◆ **Goal**
Lines containing the string "styles" are to be collected in full.

◆ ◆ ◆ ◆ ◆ ◆ ◆

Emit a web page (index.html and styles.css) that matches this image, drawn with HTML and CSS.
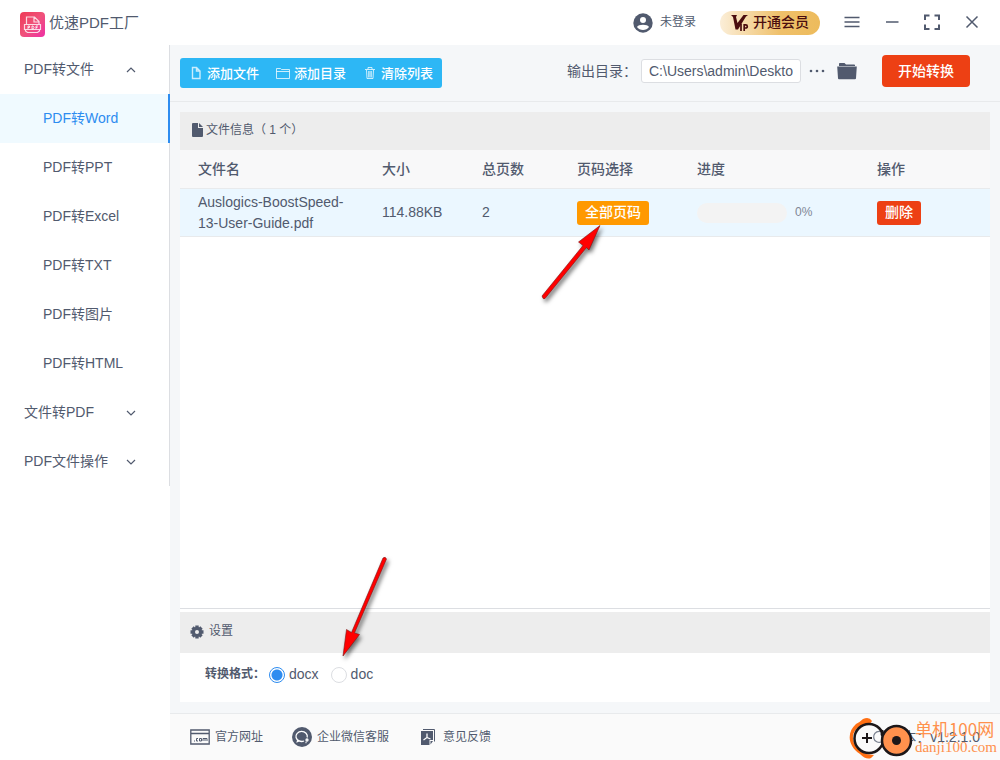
FILE: index.html
```html
<!DOCTYPE html>
<html lang="zh-CN">
<head>
<meta charset="utf-8">
<meta name="viewport" content="width=device-width, initial-scale=1">
<title>优速PDF工厂</title>
<link rel="stylesheet" href="styles.css">
</head>
<body>
<div class="app">
  <header class="titlebar">
    <svg class="logo" width="25" height="25" viewBox="0 0 25 25" aria-hidden="true">
      <defs><linearGradient id="lg" x1="0" y1="0" x2="1" y2="1"><stop offset="0" stop-color="#ee3a55"/><stop offset=".5" stop-color="#f0527a"/><stop offset="1" stop-color="#ee2fa6"/></linearGradient></defs>
      <rect width="25" height="25" rx="4" fill="url(#lg)"/>
      <g fill="none" stroke="#fff" stroke-opacity=".8" stroke-width="1.200">
        <path d="M6.500 12V5h8l4.500 4.500V12M14 5v5h5M4.500 12.500h16v5h-16zM5.500 17.500v1.500l2 1.500h10l2-1.500v-1.500"/>
        <path d="M8 17v-3h1.500v1.500H8M12 14v3h1l1-1.500-1-1.500zM18 14h-2v3M16 15.500h1.500" stroke-width="1"/>
      </g>
    </svg>
    <h1 class="brand">优速PDF工厂</h1>
    <button class="user">
      <svg width="20" height="20" viewBox="0 0 20 20" aria-hidden="true"><circle cx="10" cy="10" r="9.700" fill="#515a6e"/><circle cx="10" cy="7" r="3" fill="#fff"/><path d="M4 14c1.200-3 10.800-3 12 0-2.500 4-9.500 4-12 0z" fill="#fff"/></svg>
      <span>未登录</span>
    </button>
    <button class="vip">
      <svg width="18" height="18" viewBox="0 0 18 18" aria-hidden="true"><path d="M0 1h6L5 3l1.500 6L12.500 1H17l-2 1.500L7 15.500H4.500L2 3z" fill="#4a0d0f"/><path d="M10 10v7M13.200 17v-6.200h1.500a1.500 1.500 0 0 1 0 3.200h-1.500" fill="none" stroke="#4a0d0f" stroke-width="1.700"/></svg>
      <span>开通会员</span>
    </button>
    <div class="window-controls">
      <button aria-label="菜单"><svg width="16" height="16" viewBox="0 0 16 16"><path d="M.5 2.500h15M.5 7h15M.5 11.500h15"/></svg></button>
      <button aria-label="最小化"><svg width="16" height="16" viewBox="0 0 16 16"><path d="M2 7h12.500"/></svg></button>
      <button aria-label="最大化"><svg width="16" height="16" viewBox="0 0 16 16"><path class="heavy" d="M1 5V.5h4.500M10.500 .5H15V5M15 9.500V14h-4.500M5.500 14H1V9.500"/></svg></button>
      <button aria-label="关闭"><svg width="16" height="16" viewBox="0 0 16 16"><path d="M2.500 1.500l11 11M13.500 1.500l-11 11"/></svg></button>
    </div>
  </header>

  <div class="body">
    <aside class="sidebar">
      <nav class="menu">
        <button class="menu-group" aria-expanded="true">PDF转文件<svg width="10" height="6" viewBox="0 0 10 6"><path d="M1 5l4-4 4 4"/></svg></button>
        <a class="menu-item active" href="#">PDF转Word</a>
        <a class="menu-item" href="#">PDF转PPT</a>
        <a class="menu-item" href="#">PDF转Excel</a>
        <a class="menu-item" href="#">PDF转TXT</a>
        <a class="menu-item" href="#">PDF转图片</a>
        <a class="menu-item" href="#">PDF转HTML</a>
        <button class="menu-group" aria-expanded="false">文件转PDF<svg width="10" height="6" viewBox="0 0 10 6"><path d="M1 1l4 4 4-4"/></svg></button>
        <button class="menu-group" aria-expanded="false">PDF文件操作<svg width="10" height="6" viewBox="0 0 10 6"><path d="M1 1l4 4 4-4"/></svg></button>
      </nav>
    </aside>

    <main class="main">
      <div class="toolbar">
        <div class="file-actions">
          <button><svg width="14" height="14" viewBox="0 0 14 14"><path stroke-width="1.400" d="M3.500 1.500h4l3.500 3.500v7.500H3.500zM7.500 1.500V5H11"/></svg>添加文件</button>
          <button><svg width="14" height="14" viewBox="0 0 14 14"><path d="M.5 12.500V2.500h4l1 1h8v9zM.5 5.500h13"/></svg>添加目录</button>
          <button><svg width="14" height="14" viewBox="0 0 14 14"><path d="M2 3.500h10M5 3.500v-2h4v2M3.500 4l.5 8.500h6l.5-8.500M5.700 5v6.500M7 5v6.500M8.300 5v6.500"/></svg>清除列表</button>
        </div>
        <div class="output">
          <label for="outdir">输出目录：</label>
          <input id="outdir" class="path" type="text" value="C:\Users\admin\Desktop">
          <button class="dots" aria-label="更多"><svg width="16" height="4" viewBox="0 0 16 4" fill="#515a6e"><circle cx="2" cy="2" r="1.300"/><circle cx="8" cy="2" r="1.300"/><circle cx="14" cy="2" r="1.300"/></svg></button>
          <button class="folder" aria-label="打开目录"><svg width="20" height="18" viewBox="0 0 20 18" fill="#515a6e"><path d="M2 4V1.800Q2 1 2.800 1h4.700l1.500 1.500h8.200q.8 0 .8.800V4z"/><path d="M.2 4.600h19.600L19 16.300q0 .9-1 .9H2q-1 0-1-.9z"/></svg></button>
          <button class="start">开始转换</button>
        </div>
      </div>

      <section class="files">
        <h2 class="files-title"><svg width="11" height="14" viewBox="0 0 11 14"><path d="M0 1q0-1 1-1h5v5h5v8q0 1-1 1H1q-1 0-1-1zM7 0l4 4H7z" fill="#515a6e"/></svg>文件信息（ 1 个）</h2>
        <table class="file-table">
          <colgroup><col class="c-name"><col class="c-size"><col class="c-pages"><col class="c-range"><col class="c-progress"><col></colgroup>
          <thead><tr><th>文件名</th><th>大小</th><th>总页数</th><th>页码选择</th><th>进度</th><th>操作</th></tr></thead>
          <tbody><tr>
            <td>Auslogics-BoostSpeed-13-User-Guide.pdf</td>
            <td>114.88KB</td>
            <td>2</td>
            <td><button class="tag orange">全部页码</button></td>
            <td><div class="progress"><span class="track"></span><span class="percent">0%</span></div></td>
            <td><button class="tag red">删除</button></td>
          </tr></tbody>
        </table>
      </section>

      <section class="settings">
        <h2 class="settings-title"><svg width="14" height="14" viewBox="0 0 14 14"><g stroke="#515a6e" stroke-width="3.400"><path d="M7 .5v13M.5 7h13M2.500 2.500l9 9M11.500 2.500l-9 9"/></g><circle cx="7" cy="7" r="5" fill="#515a6e"/><circle cx="7" cy="7" r="2" fill="#ededed"/></svg>设置</h2>
        <div class="format" role="radiogroup" aria-labelledby="fmt">
          <span class="format-label" id="fmt">转换格式：</span>
          <label><input type="radio" name="format" checked>docx</label>
          <label><input type="radio" name="format">doc</label>
        </div>
      </section>

      <footer class="footer">
        <a href="#"><svg width="20" height="16" viewBox="0 0 20 16" fill="none" stroke="#515a6e"><path d="M.8 1h18.400v14H.8zM.8 4.500h18.400" stroke-width="1.300"/><path d="M4 12h1M8 9.500H6.500V12H8M9.500 9.500h2V12h-2zM13 12V9.500h4V12M15 9.500V12"/></svg>官方网址</a>
        <a href="#"><svg width="20" height="20" viewBox="0 0 20 20"><circle cx="10" cy="10" r="10" fill="#515a6e"/><g fill="none" stroke="#fff" stroke-width="1.300"><path d="M12 14a5.700 5 0 1 1 3.200-3.500M6 12.500l-.7 2.200 2.500-1"/><circle cx="15" cy="13" r="1"/><path d="M13.500 15.500h1"/></g></svg>企业微信客服</a>
        <a href="#"><svg width="20" height="18" viewBox="-2 0 20 18"><path d="M3 1.500h11.500v12" fill="none" stroke="#515a6e"/><path d="M1 3h12v9h-3.500v5H1zM10.500 13H13l-2.500 3.500z" fill="#515a6e"/><path d="M7 5.500v4l-3.500 2.500M7 9.500l3.500 1.500" fill="none" stroke="#fff" stroke-width="1.300"/></svg>意见反馈</a>
        <span class="version"><svg width="14" height="14" viewBox="0 0 14 14" fill="none" stroke="#515a6e" stroke-width="1.300"><path d="M11.500 3.500A5.500 5.500 0 1 0 12.500 8M12 .5v3.500H8.500"/></svg>版本：v1.2.1.0</span>
        <div class="watermark">
          <svg width="66" height="44" viewBox="0 0 66 44" aria-hidden="true">
            <path d="M11 38C-2 29-2 16 7 8q4-2 7-5 6-3 9 2l-2 3C11 8 5 13 4 20q-1 12 13 18l8 1-3 3q-5 2-11-4z" fill="#ff6f13"/>
            <circle cx="20" cy="22.500" r="14.500" fill="#fafafa" fill-opacity=".25" stroke="#1c1719" stroke-width="2.500"/>
            <path d="M18 17v10M13 22h10" stroke="#1c1719" stroke-width="2"/>
            <path d="M33 14v5q2 4 6 0l3-4" fill="none" stroke="#1c1719" stroke-width="2.500"/>
            <circle cx="47.500" cy="24.500" r="14.500" fill="#ff914d" stroke="#1c1719" stroke-width="2.500"/>
            <circle cx="47.500" cy="24.500" r="4.500" fill="#1c1719"/>
          </svg>
          <div class="watermark-text"><span class="wm-name">单机100网</span><span class="wm-url">danji100.com</span></div>
        </div>
      </footer>
    </main>
  </div>

  <svg class="arrow arrow-range" width="70" height="85" viewBox="0 0 70 85" aria-hidden="true"><path d="M3 76L44 25.500 39.500 22 61 5.500 50 30 47.500 27.500 6 78.500Q4 80 3 76z" fill="#f00" stroke="#7a1414" stroke-width=".6"/></svg>
  <svg class="arrow arrow-format" width="60" height="110" viewBox="0 0 60 110" aria-hidden="true"><path d="M44 7Q46.500 5 47.500 8L15.500 82l5 1.500L4 105 7.500 78.500l5 3z" fill="#f00" stroke="#7a1414" stroke-width=".6"/></svg>
</div>
</body>
</html>
```
FILE: styles.css
```css
* { box-sizing: border-box; }

body {
  margin: 0;
  color: #515a6e;
  font: 14px/21px "Liberation Sans", "Noto Sans CJK SC", sans-serif;
}

button {
  margin: 0;
  padding: 0;
  border: 0;
  background: none;
  color: inherit;
  font: inherit;
  cursor: pointer;
}

a { color: inherit; text-decoration: none; }
h1, h2 { margin: 0; font-weight: 400; }
svg { flex: none; }

.app {
  position: relative;
  display: flex;
  flex-direction: column;
  min-height: 100vh;
  background: #fff;
}

/* Title bar */
.titlebar {
  display: flex;
  align-items: center;
  height: 45px;
  padding: 0 8px 0 20px;
}
.logo { margin-top: 3px; }
.brand { margin: 0 auto 0 4px; font-size: 15px; }
.user {
  display: flex;
  align-items: center;
  gap: 7px;
  margin-right: 24px;
  font-size: 12px;
}
.vip {
  display: flex;
  align-items: center;
  gap: 4px;
  height: 24px;
  margin-right: 12px;
  padding: 0 11px;
  border-radius: 12px;
  background: linear-gradient(90deg, #fbeed8, #efc06a 60%, #edbb5c);
  color: #4a0d0f;
  font-size: 14px;
  font-weight: 500;
}
.window-controls { display: flex; }
.window-controls button {
  display: flex;
  align-items: center;
  justify-content: center;
  width: 40px;
  height: 42px;
}
.window-controls path { fill: none; stroke: #515a6e; stroke-width: 1.5; }
.window-controls .heavy { stroke-width: 2; }
.window-controls svg { overflow: visible; }

/* Sidebar */
.body { display: flex; flex: 1; }
.sidebar { flex: none; width: 170px; }
.menu {
  display: flex;
  flex-direction: column;
  border-right: 1px solid #dcdee2;
}
.menu-group, .menu-item { display: flex; align-items: center; height: 49px; }
.menu-group { justify-content: space-between; padding: 0 33px 0 24px; }
.menu-group path { fill: none; stroke: #515a6e; stroke-width: 1.2; }
.menu-item { padding-left: 43px; }
.menu-item.active {
  margin-right: -1px;
  border-right: 2px solid #2d8cf0;
  background: #f0faff;
  color: #2d8cf0;
}

/* Toolbar */
.main {
  display: flex;
  flex: 1;
  flex-direction: column;
  min-width: 0;
  background: #f5f7f9;
}
.toolbar {
  display: flex;
  align-items: flex-start;
  justify-content: space-between;
  padding: 10px 30px 14px 10px;
  border-bottom: 1px solid #e8eaec;
}
.file-actions {
  display: flex;
  gap: 17px;
  height: 30px;
  margin: 3px 0 -1px;
  padding: 0 9px;
  border-radius: 3px;
  background: #2db7f5;
  color: #fff;
  font-size: 13px;
  font-weight: 500;
}
.file-actions button { display: flex; align-items: center; gap: 4px; }
.file-actions path { fill: none; stroke: #fff; stroke-opacity: .75; }
.output { display: flex; align-items: center; }
.path {
  width: 160px;
  height: 24px;
  margin: 0 8px 0 4px;
  padding: 0 7px;
  border: 1px solid #dcdee2;
  border-radius: 3px;
  background: #fff;
  color: #515a6e;
  font: inherit;
}
.dots, .folder { display: flex; }
.dots { margin-right: 12px; }
.folder { margin-right: 25px; }
.start {
  width: 88px;
  height: 32px;
  border-radius: 4px;
  background: #ed4014;
  color: #fff;
  font-weight: 500;
}

/* File list */
.files {
  flex: 1;
  margin: 10px 10px 0;
  border-bottom: 1px solid #dcdee2;
  background: #fff;
}
.files-title, .settings-title {
  display: flex;
  align-items: center;
  background: #ededed;
  font-size: 12px;
}
.files-title {
  gap: 3px;
  height: 38px;
  padding: 0 12px 2px;
}
.file-table {
  width: 100%;
  border-collapse: separate;
  border-spacing: 0;
  table-layout: fixed;
  text-align: left;
}
.file-table th, .file-table td { padding: 0 18px; border-bottom: 1px solid #e8eaec; }
.file-table th { height: 39px; background: #f8f8f9; font-weight: 500; }
.file-table td { height: 48px; background: #ebf7ff; }
.c-name { width: 184px; }
.c-size { width: 100px; }
.c-pages { width: 95px; }
.c-range { width: 120px; }
.c-progress { width: 180px; }
.tag {
  display: block;
  height: 24px;
  padding: 0 8px;
  border-radius: 3px;
  color: #fff;
  font-weight: 500;
}
.orange { background: #f90; }
.red { background: #ed4014; }
.progress { display: flex; align-items: center; gap: 8px; }
.track { width: 90px; height: 20px; border-radius: 10px; background: #f3f3f3; }
.percent { color: #808695; font-size: 12px; }

/* Settings */
.settings {
  margin: 0 10px 11px;
  border-top: 3px solid #fff;
  background: #fff;
}
.settings-title { gap: 5px; height: 41px; padding: 0 10px 2px; }
.format {
  display: flex;
  align-items: center;
  height: 49px;
  padding: 0 25px 6px;
}
.format-label { margin-right: 4px; font-size: 12px; font-weight: 700; }
.format label { display: flex; align-items: center; gap: 4px; margin-right: 12px; }
.format input {
  width: 16px;
  height: 16px;
  margin: 0;
  border: 1px solid #dcdee2;
  border-radius: 50%;
  background: #fff;
  appearance: none;
}
.format input:checked {
  border-color: #2d8cf0;
  background: radial-gradient(circle, #2d8cf0 5px, #fff 6px);
}

/* Footer */
.footer {
  position: relative;
  display: flex;
  align-items: center;
  gap: 29px;
  height: 47px;
  padding: 0 20px;
  border-top: 1px solid #e8eaec;
  background: #fafafa;
  font-size: 12px;
}
.footer a { display: flex; align-items: center; gap: 5px; }
.version {
  display: flex;
  align-items: center;
  gap: 2px;
  margin-left: auto;
  font-size: 14px;
}
.watermark {
  position: absolute;
  right: 3px;
  bottom: 0;
  display: flex;
  align-items: center;
  color: #ff914d;
}
.watermark-text { display: flex; flex-direction: column; }
.wm-name { font: 17px/18px "Noto Sans CJK SC", sans-serif; }
.wm-url { font: 15px/18px "Liberation Serif", serif; }

/* Annotation arrows */
.arrow {
  position: absolute;
  pointer-events: none;
  filter: drop-shadow(2px 3px 2px rgba(0, 0, 0, .55));
}
.arrow-range { left: 539px; top: 220px; }
.arrow-format { left: 339px; top: 551px; }
```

◆ ◆ ◆ ◆ ◆ ◆ ◆

◆ **Finished exercise**
Emit a web page (index.html and styles.css) that matches this image, drawn with HTML and CSS.
<link rel="stylesheet" href="styles.css">
FILE: styles.css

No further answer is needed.